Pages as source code
====

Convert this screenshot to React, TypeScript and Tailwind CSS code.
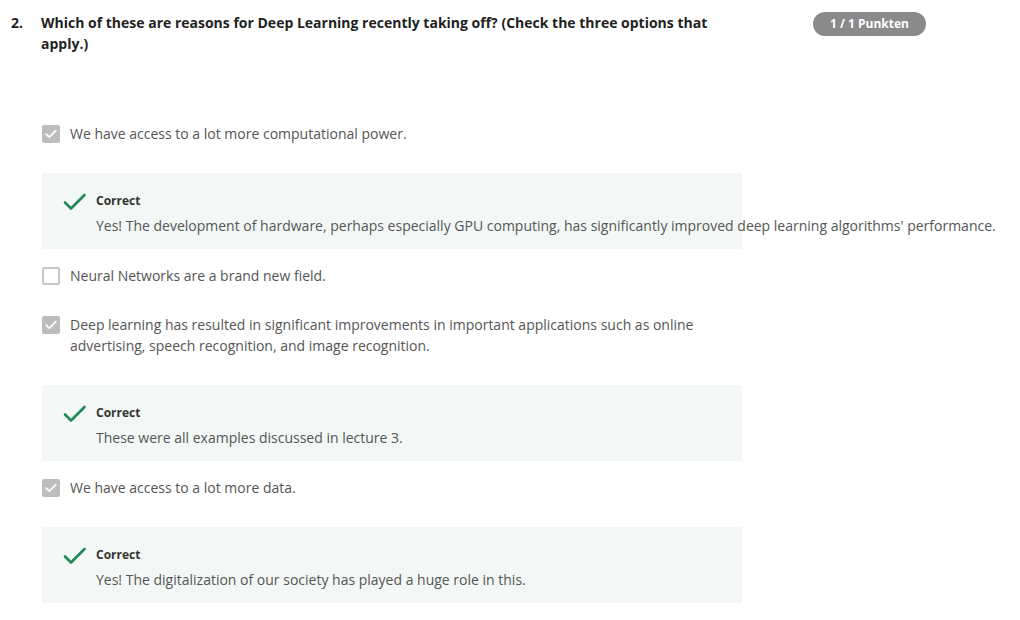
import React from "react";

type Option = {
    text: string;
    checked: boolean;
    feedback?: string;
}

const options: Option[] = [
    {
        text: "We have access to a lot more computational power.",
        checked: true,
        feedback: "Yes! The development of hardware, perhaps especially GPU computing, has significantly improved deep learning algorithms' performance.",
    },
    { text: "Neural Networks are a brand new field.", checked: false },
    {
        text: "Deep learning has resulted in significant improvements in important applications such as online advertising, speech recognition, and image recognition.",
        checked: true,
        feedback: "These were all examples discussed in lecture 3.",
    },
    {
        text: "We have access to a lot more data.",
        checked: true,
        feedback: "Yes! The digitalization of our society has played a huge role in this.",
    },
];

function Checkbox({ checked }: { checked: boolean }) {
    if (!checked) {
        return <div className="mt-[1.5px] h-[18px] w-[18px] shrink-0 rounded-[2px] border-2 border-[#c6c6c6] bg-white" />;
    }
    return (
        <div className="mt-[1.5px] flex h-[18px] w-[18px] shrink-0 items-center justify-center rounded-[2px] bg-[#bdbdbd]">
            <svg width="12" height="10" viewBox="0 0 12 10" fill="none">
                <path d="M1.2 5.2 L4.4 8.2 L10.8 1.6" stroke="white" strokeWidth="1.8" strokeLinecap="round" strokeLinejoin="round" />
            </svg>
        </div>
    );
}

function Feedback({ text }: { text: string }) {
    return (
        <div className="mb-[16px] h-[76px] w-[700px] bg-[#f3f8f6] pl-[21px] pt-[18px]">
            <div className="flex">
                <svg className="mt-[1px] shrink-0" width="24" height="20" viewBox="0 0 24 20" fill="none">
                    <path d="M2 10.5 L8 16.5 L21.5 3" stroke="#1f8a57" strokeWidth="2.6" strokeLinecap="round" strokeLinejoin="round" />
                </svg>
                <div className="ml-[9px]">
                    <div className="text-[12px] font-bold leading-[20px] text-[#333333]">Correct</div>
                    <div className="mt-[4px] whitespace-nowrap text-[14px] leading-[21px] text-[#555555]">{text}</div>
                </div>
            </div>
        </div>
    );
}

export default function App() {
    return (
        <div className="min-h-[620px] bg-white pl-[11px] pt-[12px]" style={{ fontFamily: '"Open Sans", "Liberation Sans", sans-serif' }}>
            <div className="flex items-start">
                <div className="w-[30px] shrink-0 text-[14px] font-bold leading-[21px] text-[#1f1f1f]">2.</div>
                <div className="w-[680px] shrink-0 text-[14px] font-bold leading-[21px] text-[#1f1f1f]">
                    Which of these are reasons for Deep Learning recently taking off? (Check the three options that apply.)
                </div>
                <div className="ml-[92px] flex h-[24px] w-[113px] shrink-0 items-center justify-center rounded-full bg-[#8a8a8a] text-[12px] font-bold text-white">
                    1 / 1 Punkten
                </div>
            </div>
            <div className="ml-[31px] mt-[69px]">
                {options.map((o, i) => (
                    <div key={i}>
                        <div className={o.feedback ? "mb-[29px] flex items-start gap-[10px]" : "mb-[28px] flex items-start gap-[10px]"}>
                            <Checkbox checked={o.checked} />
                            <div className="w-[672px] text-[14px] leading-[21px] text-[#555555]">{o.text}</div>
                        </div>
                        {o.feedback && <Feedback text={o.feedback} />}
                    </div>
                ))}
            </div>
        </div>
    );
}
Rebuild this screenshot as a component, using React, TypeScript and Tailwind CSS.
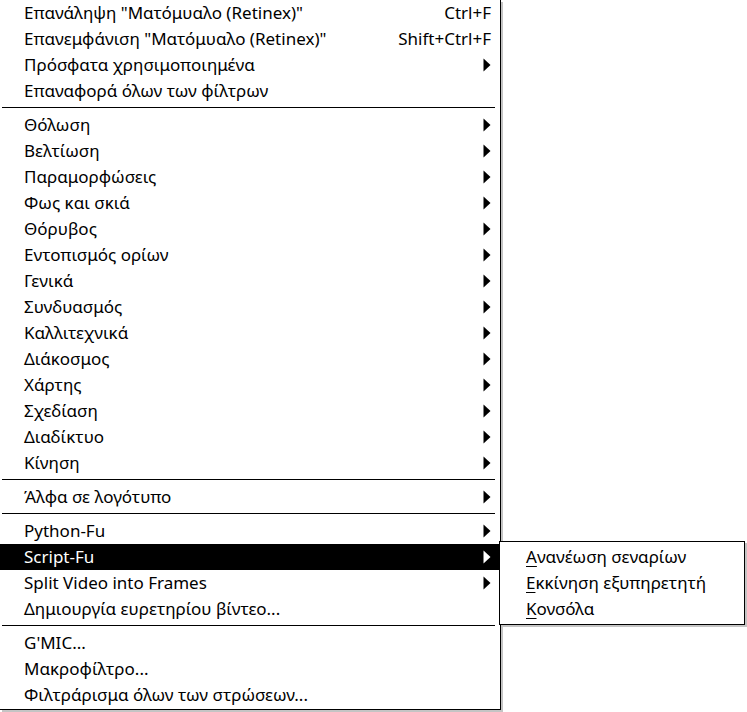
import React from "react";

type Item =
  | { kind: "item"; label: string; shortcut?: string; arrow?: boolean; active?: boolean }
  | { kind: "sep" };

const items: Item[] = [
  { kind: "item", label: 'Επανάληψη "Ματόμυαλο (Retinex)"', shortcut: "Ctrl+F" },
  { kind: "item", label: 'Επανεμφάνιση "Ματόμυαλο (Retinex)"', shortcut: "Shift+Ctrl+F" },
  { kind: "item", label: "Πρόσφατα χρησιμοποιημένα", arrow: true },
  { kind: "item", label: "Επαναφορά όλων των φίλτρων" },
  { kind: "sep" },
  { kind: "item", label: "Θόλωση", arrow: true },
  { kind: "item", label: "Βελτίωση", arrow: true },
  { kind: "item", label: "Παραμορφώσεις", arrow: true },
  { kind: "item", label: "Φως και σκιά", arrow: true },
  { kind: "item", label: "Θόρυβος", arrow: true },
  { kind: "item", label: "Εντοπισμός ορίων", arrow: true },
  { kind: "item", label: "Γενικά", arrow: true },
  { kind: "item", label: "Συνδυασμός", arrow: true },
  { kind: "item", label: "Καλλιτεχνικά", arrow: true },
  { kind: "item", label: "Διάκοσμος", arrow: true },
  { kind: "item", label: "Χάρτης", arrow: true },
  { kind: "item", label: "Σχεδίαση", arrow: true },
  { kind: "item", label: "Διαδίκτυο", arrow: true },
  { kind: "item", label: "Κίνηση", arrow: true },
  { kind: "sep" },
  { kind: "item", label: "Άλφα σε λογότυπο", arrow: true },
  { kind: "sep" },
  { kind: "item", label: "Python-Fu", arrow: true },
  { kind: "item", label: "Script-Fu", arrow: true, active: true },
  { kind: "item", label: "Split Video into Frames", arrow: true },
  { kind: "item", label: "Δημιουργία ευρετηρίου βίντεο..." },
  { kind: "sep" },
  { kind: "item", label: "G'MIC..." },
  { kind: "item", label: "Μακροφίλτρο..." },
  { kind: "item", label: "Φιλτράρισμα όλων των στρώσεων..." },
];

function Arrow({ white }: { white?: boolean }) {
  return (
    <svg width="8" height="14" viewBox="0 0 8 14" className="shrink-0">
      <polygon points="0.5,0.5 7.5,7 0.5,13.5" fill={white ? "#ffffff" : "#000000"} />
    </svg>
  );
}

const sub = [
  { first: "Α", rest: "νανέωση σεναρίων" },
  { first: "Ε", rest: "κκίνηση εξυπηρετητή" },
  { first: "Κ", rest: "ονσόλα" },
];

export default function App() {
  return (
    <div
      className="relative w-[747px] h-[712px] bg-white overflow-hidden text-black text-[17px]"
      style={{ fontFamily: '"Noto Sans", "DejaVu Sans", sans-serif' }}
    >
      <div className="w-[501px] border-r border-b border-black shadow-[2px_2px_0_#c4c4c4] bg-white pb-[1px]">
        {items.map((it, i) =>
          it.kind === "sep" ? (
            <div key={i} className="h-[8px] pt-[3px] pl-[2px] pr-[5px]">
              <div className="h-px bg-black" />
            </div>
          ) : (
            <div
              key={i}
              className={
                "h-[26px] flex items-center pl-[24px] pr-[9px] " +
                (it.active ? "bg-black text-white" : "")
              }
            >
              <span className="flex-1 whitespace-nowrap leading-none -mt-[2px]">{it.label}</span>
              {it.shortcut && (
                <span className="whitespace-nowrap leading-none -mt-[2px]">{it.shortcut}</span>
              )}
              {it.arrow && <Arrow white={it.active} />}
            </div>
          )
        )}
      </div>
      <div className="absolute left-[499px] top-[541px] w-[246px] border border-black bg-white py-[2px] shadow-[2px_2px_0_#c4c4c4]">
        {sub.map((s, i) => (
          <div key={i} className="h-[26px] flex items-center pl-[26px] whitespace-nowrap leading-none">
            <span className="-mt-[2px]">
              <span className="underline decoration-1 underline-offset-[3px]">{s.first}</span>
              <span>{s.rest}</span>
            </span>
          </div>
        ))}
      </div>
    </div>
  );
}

====

## Problem statement
Reproduce the records verbatim, omitting all images they contain.

## Problem solution
Convert this screenshot to React, TypeScript and Tailwind CSS code.
import React from "react";

type Option = {
    text: string;
    checked: boolean;
    feedback?: string;
}

const options: Option[] = [
    {
        text: "We have access to a lot more computational power.",
        checked: true,
        feedback: "Yes! The development of hardware, perhaps especially GPU computing, has significantly improved deep learning algorithms' performance.",
    },
    { text: "Neural Networks are a brand new field.", checked: false },
    {
        text: "Deep learning has resulted in significant improvements in important applications such as online advertising, speech recognition, and image recognition.",
        checked: true,
        feedback: "These were all examples discussed in lecture 3.",
    },
    {
        text: "We have access to a lot more data.",
        checked: true,
        feedback: "Yes! The digitalization of our society has played a huge role in this.",
    },
];

function Checkbox({ checked }: { checked: boolean }) {
    if (!checked) {
        return <div className="mt-[1.5px] h-[18px] w-[18px] shrink-0 rounded-[2px] border-2 border-[#c6c6c6] bg-white" />;
    }
    return (
        <div className="mt-[1.5px] flex h-[18px] w-[18px] shrink-0 items-center justify-center rounded-[2px] bg-[#bdbdbd]">
            <svg width="12" height="10" viewBox="0 0 12 10" fill="none">
                <path d="M1.2 5.2 L4.4 8.2 L10.8 1.6" stroke="white" strokeWidth="1.8" strokeLinecap="round" strokeLinejoin="round" />
            </svg>
        </div>
    );
}

function Feedback({ text }: { text: string }) {
    return (
        <div className="mb-[16px] h-[76px] w-[700px] bg-[#f3f8f6] pl-[21px] pt-[18px]">
            <div className="flex">
                <svg className="mt-[1px] shrink-0" width="24" height="20" viewBox="0 0 24 20" fill="none">
                    <path d="M2 10.5 L8 16.5 L21.5 3" stroke="#1f8a57" strokeWidth="2.6" strokeLinecap="round" strokeLinejoin="round" />
                </svg>
                <div className="ml-[9px]">
                    <div className="text-[12px] font-bold leading-[20px] text-[#333333]">Correct</div>
                    <div className="mt-[4px] whitespace-nowrap text-[14px] leading-[21px] text-[#555555]">{text}</div>
                </div>
            </div>
        </div>
    );
}

export default function App() {
    return (
        <div className="min-h-[620px] bg-white pl-[11px] pt-[12px]" style={{ fontFamily: '"Open Sans", "Liberation Sans", sans-serif' }}>
            <div className="flex items-start">
                <div className="w-[30px] shrink-0 text-[14px] font-bold leading-[21px] text-[#1f1f1f]">2.</div>
                <div className="w-[680px] shrink-0 text-[14px] font-bold leading-[21px] text-[#1f1f1f]">
                    Which of these are reasons for Deep Learning recently taking off? (Check the three options that apply.)
                </div>
                <div className="ml-[92px] flex h-[24px] w-[113px] shrink-0 items-center justify-center rounded-full bg-[#8a8a8a] text-[12px] font-bold text-white">
                    1 / 1 Punkten
                </div>
            </div>
            <div className="ml-[31px] mt-[69px]">
                {options.map((o, i) => (
                    <div key={i}>
                        <div className={o.feedback ? "mb-[29px] flex items-start gap-[10px]" : "mb-[28px] flex items-start gap-[10px]"}>
                            <Checkbox checked={o.checked} />
                            <div className="w-[672px] text-[14px] leading-[21px] text-[#555555]">{o.text}</div>
                        </div>
                        {o.feedback && <Feedback text={o.feedback} />}
                    </div>
                ))}
            </div>
        </div>
    );
}
Rebuild this screenshot as a component, using React, TypeScript and Tailwind CSS.
import React from "react";

type Item =
  | { kind: "item"; label: string; shortcut?: string; arrow?: boolean; active?: boolean }
  | { kind: "sep" };

const items: Item[] = [
  { kind: "item", label: 'Επανάληψη "Ματόμυαλο (Retinex)"', shortcut: "Ctrl+F" },
  { kind: "item", label: 'Επανεμφάνιση "Ματόμυαλο (Retinex)"', shortcut: "Shift+Ctrl+F" },
  { kind: "item", label: "Πρόσφατα χρησιμοποιημένα", arrow: true },
  { kind: "item", label: "Επαναφορά όλων των φίλτρων" },
  { kind: "sep" },
  { kind: "item", label: "Θόλωση", arrow: true },
  { kind: "item", label: "Βελτίωση", arrow: true },
  { kind: "item", label: "Παραμορφώσεις", arrow: true },
  { kind: "item", label: "Φως και σκιά", arrow: true },
  { kind: "item", label: "Θόρυβος", arrow: true },
  { kind: "item", label: "Εντοπισμός ορίων", arrow: true },
  { kind: "item", label: "Γενικά", arrow: true },
  { kind: "item", label: "Συνδυασμός", arrow: true },
  { kind: "item", label: "Καλλιτεχνικά", arrow: true },
  { kind: "item", label: "Διάκοσμος", arrow: true },
  { kind: "item", label: "Χάρτης", arrow: true },
  { kind: "item", label: "Σχεδίαση", arrow: true },
  { kind: "item", label: "Διαδίκτυο", arrow: true },
  { kind: "item", label: "Κίνηση", arrow: true },
  { kind: "sep" },
  { kind: "item", label: "Άλφα σε λογότυπο", arrow: true },
  { kind: "sep" },
  { kind: "item", label: "Python-Fu", arrow: true },
  { kind: "item", label: "Script-Fu", arrow: true, active: true },
  { kind: "item", label: "Split Video into Frames", arrow: true },
  { kind: "item", label: "Δημιουργία ευρετηρίου βίντεο..." },
  { kind: "sep" },
  { kind: "item", label: "G'MIC..." },
  { kind: "item", label: "Μακροφίλτρο..." },
  { kind: "item", label: "Φιλτράρισμα όλων των στρώσεων..." },
];

function Arrow({ white }: { white?: boolean }) {
  return (
    <svg width="8" height="14" viewBox="0 0 8 14" className="shrink-0">
      <polygon points="0.5,0.5 7.5,7 0.5,13.5" fill={white ? "#ffffff" : "#000000"} />
    </svg>
  );
}

const sub = [
  { first: "Α", rest: "νανέωση σεναρίων" },
  { first: "Ε", rest: "κκίνηση εξυπηρετητή" },
  { first: "Κ", rest: "ονσόλα" },
];

export default function App() {
  return (
    <div
      className="relative w-[747px] h-[712px] bg-white overflow-hidden text-black text-[17px]"
      style={{ fontFamily: '"Noto Sans", "DejaVu Sans", sans-serif' }}
    >
      <div className="w-[501px] border-r border-b border-black shadow-[2px_2px_0_#c4c4c4] bg-white pb-[1px]">
        {items.map((it, i) =>
          it.kind === "sep" ? (
            <div key={i} className="h-[8px] pt-[3px] pl-[2px] pr-[5px]">
              <div className="h-px bg-black" />
            </div>
          ) : (
            <div
              key={i}
              className={
                "h-[26px] flex items-center pl-[24px] pr-[9px] " +
                (it.active ? "bg-black text-white" : "")
              }
            >
              <span className="flex-1 whitespace-nowrap leading-none -mt-[2px]">{it.label}</span>
              {it.shortcut && (
                <span className="whitespace-nowrap leading-none -mt-[2px]">{it.shortcut}</span>
              )}
              {it.arrow && <Arrow white={it.active} />}
            </div>
          )
        )}
      </div>
      <div className="absolute left-[499px] top-[541px] w-[246px] border border-black bg-white py-[2px] shadow-[2px_2px_0_#c4c4c4]">
        {sub.map((s, i) => (
          <div key={i} className="h-[26px] flex items-center pl-[26px] whitespace-nowrap leading-none">
            <span className="-mt-[2px]">
              <span className="underline decoration-1 underline-offset-[3px]">{s.first}</span>
              <span>{s.rest}</span>
            </span>
          </div>
        ))}
      </div>
    </div>
  );
}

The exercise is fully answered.